Once again, a Federal Judge in Austin, Texas has slapped the hand of the Texas Board of Pardons and Paroles from imposing Condition X without due process.

In an order issued last week in Austin, Texas, U.S. District Judge Lee Yeakel blasted the state's refusal to provide due process hearings before imposing sex-offender restrictions (Condition X) on an offender never convicted of a sex crime.

Judge Yeakel ruled that the 7-member state Board of Pardons and Paroles, 12 parole commissioners, state parole director Stuart Jenkins and other parole officials can face monetary damages for their actions.

This determination, if not reversed on appeal, could prove costly for both the officials and taxpayers, if several pending inmate lawsuits are successful.

The order was the latest setback for the Texas Board of Pardons and Paroles and state corrections officials, who have insisted for years that they could impose the same restrictions reserved for sex offenders on on parolees who have never been convicted of a sex crime without a due process hearing.

The latest ruling stems from a lawsuit filed by parolee Buddy Jene Yeary.

According to state records, Yeary pleaded guilty to drug charges in 2003 in Johnson County, south of Fort Worth, and was sentenced to 25 years in prison. 

An inspection of state records show that when Yeary was paroled in the summer of 2007, parole officials required him to register as a sex offender, placed him under the restrictive sex-offender conditions of release and ordered him to participate in a sex offender treatment program.

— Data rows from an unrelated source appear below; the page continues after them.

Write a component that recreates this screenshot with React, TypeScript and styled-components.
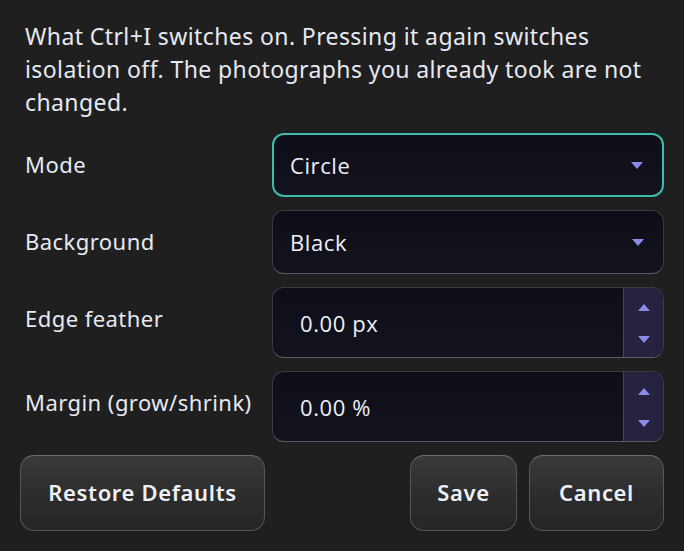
import React from "react";
import styled, { createGlobalStyle } from "styled-components";

const Global = createGlobalStyle`
  html, body { margin: 0; padding: 0; background: #1f1f1f; }
  body { width: 684px; height: 551px; overflow: hidden; }
`;

const Dialog = styled.div`
  box-sizing: border-box;
  width: 684px;
  height: 551px;
  background: #1f1f1f;
  padding: 20px 20px 0 20px;
  font-family: "Noto Sans", "Open Sans", sans-serif;
  color: #e6e9f2;
  display: flex;
  flex-direction: column;
`;

const Description = styled.p`
  margin: 0 0 0 5px;
  font-size: 23px;
  line-height: 33px;
  letter-spacing: 0.4px;
`;

const Form = styled.div`
  margin-top: 14px;
  display: grid;
  grid-template-columns: 252px 1fr;
  row-gap: 13px;
`;

const Label = styled.div`
  height: 64px;
  display: flex;
  align-items: center;
  padding-left: 5px;
  padding-bottom: 3px;
  box-sizing: border-box;
  font-size: 22px;
  letter-spacing: 0.45px;
  align-self: start;
  white-space: nowrap;
`;

const Field = styled.div<{ $focused?: boolean; $tall?: boolean }>`
  box-sizing: border-box;
  height: ${(p) => (p.$tall ? "71px" : "64px")};
  border-radius: 12px;
  background: linear-gradient(180deg, #0e0e18 0%, #13131e 100%);
  border: ${(p) => (p.$focused ? "2px solid #3dbcab" : "1px solid #3b3b46")};
  border-bottom-color: ${(p) => (p.$focused ? "#3dbcab" : "#5b5b66")};
  display: flex;
  align-items: stretch;
  overflow: hidden;
`;

const Value = styled.div<{ $inset: number }>`
  flex: 1;
  display: flex;
  align-items: center;
  padding-left: ${(p) => p.$inset}px;
  font-family: "Open Sans", "Noto Sans", sans-serif;
  font-size: 22px;
  letter-spacing: 0.6px;
  color: #eef0f8;
`;

const DropArrow = styled.div`
  width: 46px;
  display: flex;
  align-items: center;
  justify-content: center;
  padding-right: 2px;
  padding-top: 1px;
`;

const Spin = styled.div`
  width: 40px;
  background: #24223c;
  border-left: 1px solid #47465a;
  display: flex;
  flex-direction: column;
  align-items: center;
  justify-content: space-between;
  padding: 16px 0 14px;
  box-sizing: border-box;
`;

const Tri = ({ up }: { up?: boolean }) => (
  <svg width="12" height="7" viewBox="0 0 12 7">
    <path d={up ? "M0 7 L6 0 L12 7 Z" : "M0 0 L12 0 L6 7 Z"} fill="#8b8ce8" />
  </svg>
);

const Buttons = styled.div`
  margin-top: 13px;
  display: flex;
  gap: 12px;
`;

const Button = styled.button<{ $w: number }>`
  box-sizing: border-box;
  width: ${(p) => p.$w}px;
  height: 76px;
  border-radius: 14px;
  border: 1px solid #55555c;
  border-top-color: #6a6a72;
  background: linear-gradient(180deg, #3a3a3a 0%, #2c2c2c 55%, #262626 100%);
  color: #eef0f8;
  font-family: "Noto Sans", "Open Sans", sans-serif;
  font-weight: 600;
  font-size: 22px;
  letter-spacing: 0.65px;
  padding: 0;
  padding-bottom: 2px;
`;

const Spacer = styled.div`
  flex: 1;
`;

export default function App() {
  return (
    <Dialog>
      <Global />
      <Description>
        What Ctrl+I switches on. Pressing it again switches isolation off. The photographs you already took are not changed.
      </Description>
      <Form>
        <Label>Mode</Label>
        <Field $focused>
          <Value $inset={16}>Circle</Value>
          <DropArrow><Tri /></DropArrow>
        </Field>
        <Label>Background</Label>
        <Field>
          <Value $inset={17}>Black</Value>
          <DropArrow><Tri /></DropArrow>
        </Field>
        <Label>Edge feather</Label>
        <Field $tall>
          <Value $inset={27}>0.00 px</Value>
          <Spin><Tri up /><Tri /></Spin>
        </Field>
        <Label>Margin (grow/shrink)</Label>
        <Field $tall>
          <Value $inset={27}>0.00 %</Value>
          <Spin><Tri up /><Tri /></Spin>
        </Field>
      </Form>
      <Buttons>
        <Button $w={245}>Restore Defaults</Button>
        <Spacer />
        <Button $w={107}>Save</Button>
        <Button $w={135}>Cancel</Button>
      </Buttons>
    </Dialog>
  );
}
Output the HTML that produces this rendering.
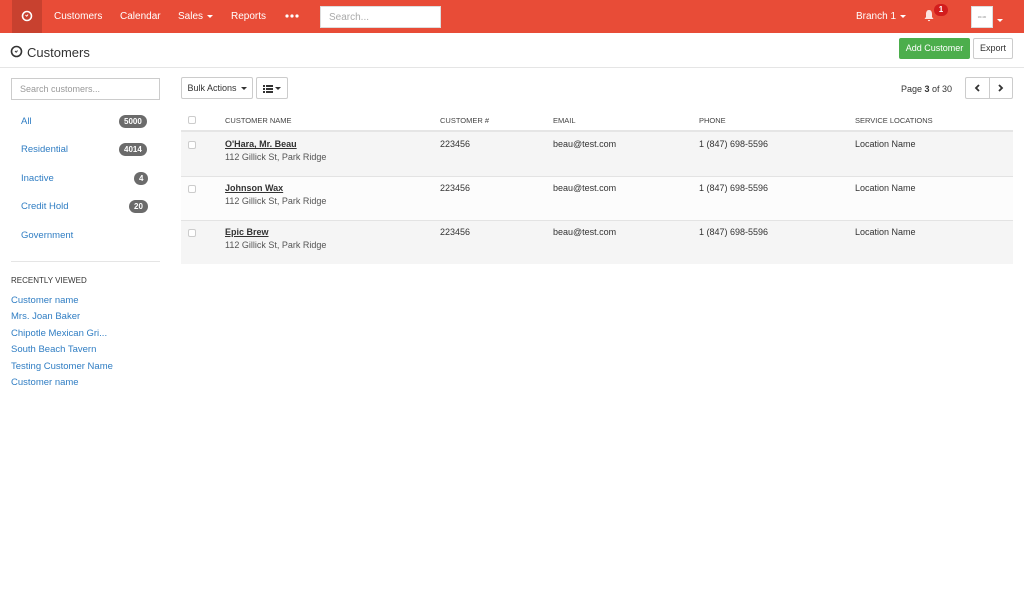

In his order Friday, Yeakel ruled that the state has for six years been aware that it must provide hearings to parolees in such cases and that officials' failure to do so leaves them open to liability.

"In light of the resistance of the state of Texas to providing parolees with the procedural due process guaranteed them by the Constitution, even after receiving repeated mandates from federal and state courts, the court is unconvinced that Texas will not return to its unconstitutional policies and practices," the 31-page order states.

"Any stigmatic injury suffered by Yeary due to the imposition and continued enforcement of Special Condition X may entitle Yeary to compensatory damages."

Yeakel refused to dismiss Yeary's lawsuit, as state officials had asked. Instead, he said it would head to a trial.

The ruling comes after years of legal battling over parolees and Condition X.